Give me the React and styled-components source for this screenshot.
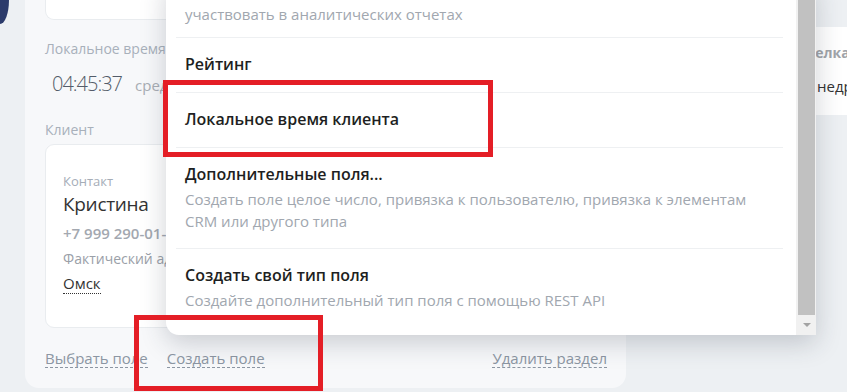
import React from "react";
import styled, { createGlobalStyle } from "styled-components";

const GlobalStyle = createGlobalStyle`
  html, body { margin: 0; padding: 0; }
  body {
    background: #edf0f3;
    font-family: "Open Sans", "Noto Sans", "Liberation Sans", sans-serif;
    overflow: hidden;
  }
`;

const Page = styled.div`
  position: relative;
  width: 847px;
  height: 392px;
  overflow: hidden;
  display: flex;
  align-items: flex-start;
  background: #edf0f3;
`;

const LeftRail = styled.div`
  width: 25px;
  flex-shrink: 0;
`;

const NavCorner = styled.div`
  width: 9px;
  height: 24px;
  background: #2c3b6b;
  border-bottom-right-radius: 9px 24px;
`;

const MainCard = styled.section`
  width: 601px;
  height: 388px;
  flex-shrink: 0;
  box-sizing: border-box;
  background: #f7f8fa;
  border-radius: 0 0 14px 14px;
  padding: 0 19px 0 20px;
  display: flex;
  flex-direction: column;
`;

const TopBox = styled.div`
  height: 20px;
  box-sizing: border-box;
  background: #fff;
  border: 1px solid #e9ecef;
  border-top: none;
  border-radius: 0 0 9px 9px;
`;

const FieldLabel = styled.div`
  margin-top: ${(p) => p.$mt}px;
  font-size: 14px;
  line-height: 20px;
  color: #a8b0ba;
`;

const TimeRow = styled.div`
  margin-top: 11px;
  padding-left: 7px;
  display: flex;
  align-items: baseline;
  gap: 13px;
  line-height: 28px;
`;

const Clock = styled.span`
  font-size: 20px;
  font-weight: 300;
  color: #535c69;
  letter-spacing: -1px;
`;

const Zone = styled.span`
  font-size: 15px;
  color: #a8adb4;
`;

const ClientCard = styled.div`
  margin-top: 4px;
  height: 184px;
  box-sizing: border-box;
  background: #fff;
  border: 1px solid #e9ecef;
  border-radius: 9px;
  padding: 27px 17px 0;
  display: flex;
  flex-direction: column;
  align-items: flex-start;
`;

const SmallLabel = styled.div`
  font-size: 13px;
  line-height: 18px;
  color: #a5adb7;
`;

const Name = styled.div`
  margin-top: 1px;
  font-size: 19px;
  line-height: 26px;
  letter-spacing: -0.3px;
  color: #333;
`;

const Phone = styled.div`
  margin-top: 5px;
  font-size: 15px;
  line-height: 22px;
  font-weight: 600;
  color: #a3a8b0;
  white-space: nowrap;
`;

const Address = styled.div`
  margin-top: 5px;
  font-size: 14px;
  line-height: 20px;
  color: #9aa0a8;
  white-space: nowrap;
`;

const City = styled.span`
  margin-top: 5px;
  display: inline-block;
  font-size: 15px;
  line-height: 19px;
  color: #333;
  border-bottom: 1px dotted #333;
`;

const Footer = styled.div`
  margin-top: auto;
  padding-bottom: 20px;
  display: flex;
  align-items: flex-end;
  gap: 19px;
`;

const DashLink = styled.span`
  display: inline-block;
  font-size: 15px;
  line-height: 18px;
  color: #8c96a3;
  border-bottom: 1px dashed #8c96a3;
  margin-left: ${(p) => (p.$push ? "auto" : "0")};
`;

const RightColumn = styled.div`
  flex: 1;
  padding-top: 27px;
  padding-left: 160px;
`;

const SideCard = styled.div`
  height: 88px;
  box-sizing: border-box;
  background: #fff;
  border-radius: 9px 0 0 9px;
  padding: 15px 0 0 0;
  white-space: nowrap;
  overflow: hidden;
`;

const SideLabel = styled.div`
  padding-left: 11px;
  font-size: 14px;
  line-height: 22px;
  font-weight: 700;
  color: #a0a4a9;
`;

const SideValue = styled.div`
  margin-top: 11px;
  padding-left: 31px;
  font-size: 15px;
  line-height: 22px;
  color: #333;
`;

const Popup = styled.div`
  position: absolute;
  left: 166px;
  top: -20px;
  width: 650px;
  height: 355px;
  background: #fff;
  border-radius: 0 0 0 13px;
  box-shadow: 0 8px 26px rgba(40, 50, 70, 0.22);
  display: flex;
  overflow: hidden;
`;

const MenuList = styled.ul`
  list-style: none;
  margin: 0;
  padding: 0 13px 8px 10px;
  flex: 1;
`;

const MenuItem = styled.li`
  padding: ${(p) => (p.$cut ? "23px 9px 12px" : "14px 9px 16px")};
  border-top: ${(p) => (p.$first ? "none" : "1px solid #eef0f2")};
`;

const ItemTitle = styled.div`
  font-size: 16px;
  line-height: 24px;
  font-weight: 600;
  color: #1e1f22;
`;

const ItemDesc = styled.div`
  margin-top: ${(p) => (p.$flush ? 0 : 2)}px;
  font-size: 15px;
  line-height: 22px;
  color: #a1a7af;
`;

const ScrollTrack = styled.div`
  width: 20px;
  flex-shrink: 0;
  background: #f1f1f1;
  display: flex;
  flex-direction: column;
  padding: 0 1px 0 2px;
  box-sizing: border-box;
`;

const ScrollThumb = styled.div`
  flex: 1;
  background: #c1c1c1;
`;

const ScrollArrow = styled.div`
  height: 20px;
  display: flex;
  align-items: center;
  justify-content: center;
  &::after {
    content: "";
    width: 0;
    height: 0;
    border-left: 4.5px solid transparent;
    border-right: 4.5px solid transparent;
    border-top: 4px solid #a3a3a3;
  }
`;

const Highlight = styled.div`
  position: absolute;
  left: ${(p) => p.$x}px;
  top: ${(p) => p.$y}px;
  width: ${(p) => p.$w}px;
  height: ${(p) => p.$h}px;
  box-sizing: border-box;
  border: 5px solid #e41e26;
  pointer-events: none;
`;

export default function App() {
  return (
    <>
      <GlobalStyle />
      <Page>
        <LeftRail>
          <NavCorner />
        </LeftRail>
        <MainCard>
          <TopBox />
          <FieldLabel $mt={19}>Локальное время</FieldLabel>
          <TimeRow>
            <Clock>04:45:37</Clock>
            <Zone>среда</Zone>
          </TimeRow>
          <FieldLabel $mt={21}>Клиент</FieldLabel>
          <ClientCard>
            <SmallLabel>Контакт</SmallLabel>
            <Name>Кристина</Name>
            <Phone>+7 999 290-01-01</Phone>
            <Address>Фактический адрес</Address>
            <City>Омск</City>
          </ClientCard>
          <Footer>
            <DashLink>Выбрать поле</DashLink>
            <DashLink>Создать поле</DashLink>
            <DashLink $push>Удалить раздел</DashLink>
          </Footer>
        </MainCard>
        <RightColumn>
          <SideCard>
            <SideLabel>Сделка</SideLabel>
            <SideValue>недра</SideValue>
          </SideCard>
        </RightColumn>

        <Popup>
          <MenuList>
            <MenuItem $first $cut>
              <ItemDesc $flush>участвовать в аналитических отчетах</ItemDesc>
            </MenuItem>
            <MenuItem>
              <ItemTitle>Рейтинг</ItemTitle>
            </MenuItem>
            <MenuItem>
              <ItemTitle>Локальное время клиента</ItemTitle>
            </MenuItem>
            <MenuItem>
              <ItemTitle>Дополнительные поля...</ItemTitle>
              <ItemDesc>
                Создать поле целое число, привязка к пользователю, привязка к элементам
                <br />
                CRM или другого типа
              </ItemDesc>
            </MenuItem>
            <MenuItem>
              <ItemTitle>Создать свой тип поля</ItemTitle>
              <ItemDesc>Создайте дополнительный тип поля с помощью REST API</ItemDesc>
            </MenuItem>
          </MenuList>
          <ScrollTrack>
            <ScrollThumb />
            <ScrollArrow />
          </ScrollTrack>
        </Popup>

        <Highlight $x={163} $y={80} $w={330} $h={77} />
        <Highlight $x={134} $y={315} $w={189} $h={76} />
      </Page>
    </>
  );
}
● ● ● ● ●
## Task prompt
Reproduce the data verbatim. Do not carry any picture into the copy.

## Exercise answer
Give me the React and styled-components source for this screenshot.
import React from "react";
import styled, { createGlobalStyle } from "styled-components";

const GlobalStyle = createGlobalStyle`
  html, body { margin: 0; padding: 0; }
  body {
    background: #edf0f3;
    font-family: "Open Sans", "Noto Sans", "Liberation Sans", sans-serif;
    overflow: hidden;
  }
`;

const Page = styled.div`
  position: relative;
  width: 847px;
  height: 392px;
  overflow: hidden;
  display: flex;
  align-items: flex-start;
  background: #edf0f3;
`;

const LeftRail = styled.div`
  width: 25px;
  flex-shrink: 0;
`;

const NavCorner = styled.div`
  width: 9px;
  height: 24px;
  background: #2c3b6b;
  border-bottom-right-radius: 9px 24px;
`;

const MainCard = styled.section`
  width: 601px;
  height: 388px;
  flex-shrink: 0;
  box-sizing: border-box;
  background: #f7f8fa;
  border-radius: 0 0 14px 14px;
  padding: 0 19px 0 20px;
  display: flex;
  flex-direction: column;
`;

const TopBox = styled.div`
  height: 20px;
  box-sizing: border-box;
  background: #fff;
  border: 1px solid #e9ecef;
  border-top: none;
  border-radius: 0 0 9px 9px;
`;

const FieldLabel = styled.div`
  margin-top: ${(p) => p.$mt}px;
  font-size: 14px;
  line-height: 20px;
  color: #a8b0ba;
`;

const TimeRow = styled.div`
  margin-top: 11px;
  padding-left: 7px;
  display: flex;
  align-items: baseline;
  gap: 13px;
  line-height: 28px;
`;

const Clock = styled.span`
  font-size: 20px;
  font-weight: 300;
  color: #535c69;
  letter-spacing: -1px;
`;

const Zone = styled.span`
  font-size: 15px;
  color: #a8adb4;
`;

const ClientCard = styled.div`
  margin-top: 4px;
  height: 184px;
  box-sizing: border-box;
  background: #fff;
  border: 1px solid #e9ecef;
  border-radius: 9px;
  padding: 27px 17px 0;
  display: flex;
  flex-direction: column;
  align-items: flex-start;
`;

const SmallLabel = styled.div`
  font-size: 13px;
  line-height: 18px;
  color: #a5adb7;
`;

const Name = styled.div`
  margin-top: 1px;
  font-size: 19px;
  line-height: 26px;
  letter-spacing: -0.3px;
  color: #333;
`;

const Phone = styled.div`
  margin-top: 5px;
  font-size: 15px;
  line-height: 22px;
  font-weight: 600;
  color: #a3a8b0;
  white-space: nowrap;
`;

const Address = styled.div`
  margin-top: 5px;
  font-size: 14px;
  line-height: 20px;
  color: #9aa0a8;
  white-space: nowrap;
`;

const City = styled.span`
  margin-top: 5px;
  display: inline-block;
  font-size: 15px;
  line-height: 19px;
  color: #333;
  border-bottom: 1px dotted #333;
`;

const Footer = styled.div`
  margin-top: auto;
  padding-bottom: 20px;
  display: flex;
  align-items: flex-end;
  gap: 19px;
`;

const DashLink = styled.span`
  display: inline-block;
  font-size: 15px;
  line-height: 18px;
  color: #8c96a3;
  border-bottom: 1px dashed #8c96a3;
  margin-left: ${(p) => (p.$push ? "auto" : "0")};
`;

const RightColumn = styled.div`
  flex: 1;
  padding-top: 27px;
  padding-left: 160px;
`;

const SideCard = styled.div`
  height: 88px;
  box-sizing: border-box;
  background: #fff;
  border-radius: 9px 0 0 9px;
  padding: 15px 0 0 0;
  white-space: nowrap;
  overflow: hidden;
`;

const SideLabel = styled.div`
  padding-left: 11px;
  font-size: 14px;
  line-height: 22px;
  font-weight: 700;
  color: #a0a4a9;
`;

const SideValue = styled.div`
  margin-top: 11px;
  padding-left: 31px;
  font-size: 15px;
  line-height: 22px;
  color: #333;
`;

const Popup = styled.div`
  position: absolute;
  left: 166px;
  top: -20px;
  width: 650px;
  height: 355px;
  background: #fff;
  border-radius: 0 0 0 13px;
  box-shadow: 0 8px 26px rgba(40, 50, 70, 0.22);
  display: flex;
  overflow: hidden;
`;

const MenuList = styled.ul`
  list-style: none;
  margin: 0;
  padding: 0 13px 8px 10px;
  flex: 1;
`;

const MenuItem = styled.li`
  padding: ${(p) => (p.$cut ? "23px 9px 12px" : "14px 9px 16px")};
  border-top: ${(p) => (p.$first ? "none" : "1px solid #eef0f2")};
`;

const ItemTitle = styled.div`
  font-size: 16px;
  line-height: 24px;
  font-weight: 600;
  color: #1e1f22;
`;

const ItemDesc = styled.div`
  margin-top: ${(p) => (p.$flush ? 0 : 2)}px;
  font-size: 15px;
  line-height: 22px;
  color: #a1a7af;
`;

const ScrollTrack = styled.div`
  width: 20px;
  flex-shrink: 0;
  background: #f1f1f1;
  display: flex;
  flex-direction: column;
  padding: 0 1px 0 2px;
  box-sizing: border-box;
`;

const ScrollThumb = styled.div`
  flex: 1;
  background: #c1c1c1;
`;

const ScrollArrow = styled.div`
  height: 20px;
  display: flex;
  align-items: center;
  justify-content: center;
  &::after {
    content: "";
    width: 0;
    height: 0;
    border-left: 4.5px solid transparent;
    border-right: 4.5px solid transparent;
    border-top: 4px solid #a3a3a3;
  }
`;

const Highlight = styled.div`
  position: absolute;
  left: ${(p) => p.$x}px;
  top: ${(p) => p.$y}px;
  width: ${(p) => p.$w}px;
  height: ${(p) => p.$h}px;
  box-sizing: border-box;
  border: 5px solid #e41e26;
  pointer-events: none;
`;

export default function App() {
  return (
    <>
      <GlobalStyle />
      <Page>
        <LeftRail>
          <NavCorner />
        </LeftRail>
        <MainCard>
          <TopBox />
          <FieldLabel $mt={19}>Локальное время</FieldLabel>
          <TimeRow>
            <Clock>04:45:37</Clock>
            <Zone>среда</Zone>
          </TimeRow>
          <FieldLabel $mt={21}>Клиент</FieldLabel>
          <ClientCard>
            <SmallLabel>Контакт</SmallLabel>
            <Name>Кристина</Name>
            <Phone>+7 999 290-01-01</Phone>
            <Address>Фактический адрес</Address>
            <City>Омск</City>
          </ClientCard>
          <Footer>
            <DashLink>Выбрать поле</DashLink>
            <DashLink>Создать поле</DashLink>
            <DashLink $push>Удалить раздел</DashLink>
          </Footer>
        </MainCard>
        <RightColumn>
          <SideCard>
            <SideLabel>Сделка</SideLabel>
            <SideValue>недра</SideValue>
          </SideCard>
        </RightColumn>

        <Popup>
          <MenuList>
            <MenuItem $first $cut>
              <ItemDesc $flush>участвовать в аналитических отчетах</ItemDesc>
            </MenuItem>
            <MenuItem>
              <ItemTitle>Рейтинг</ItemTitle>
            </MenuItem>
            <MenuItem>
              <ItemTitle>Локальное время клиента</ItemTitle>
            </MenuItem>
            <MenuItem>
              <ItemTitle>Дополнительные поля...</ItemTitle>
              <ItemDesc>
                Создать поле целое число, привязка к пользователю, привязка к элементам
                <br />
                CRM или другого типа
              </ItemDesc>
            </MenuItem>
            <MenuItem>
              <ItemTitle>Создать свой тип поля</ItemTitle>
              <ItemDesc>Создайте дополнительный тип поля с помощью REST API</ItemDesc>
            </MenuItem>
          </MenuList>
          <ScrollTrack>
            <ScrollThumb />
            <ScrollArrow />
          </ScrollTrack>
        </Popup>

        <Highlight $x={163} $y={80} $w={330} $h={77} />
        <Highlight $x={134} $y={315} $w={189} $h={76} />
      </Page>
    </>
  );
}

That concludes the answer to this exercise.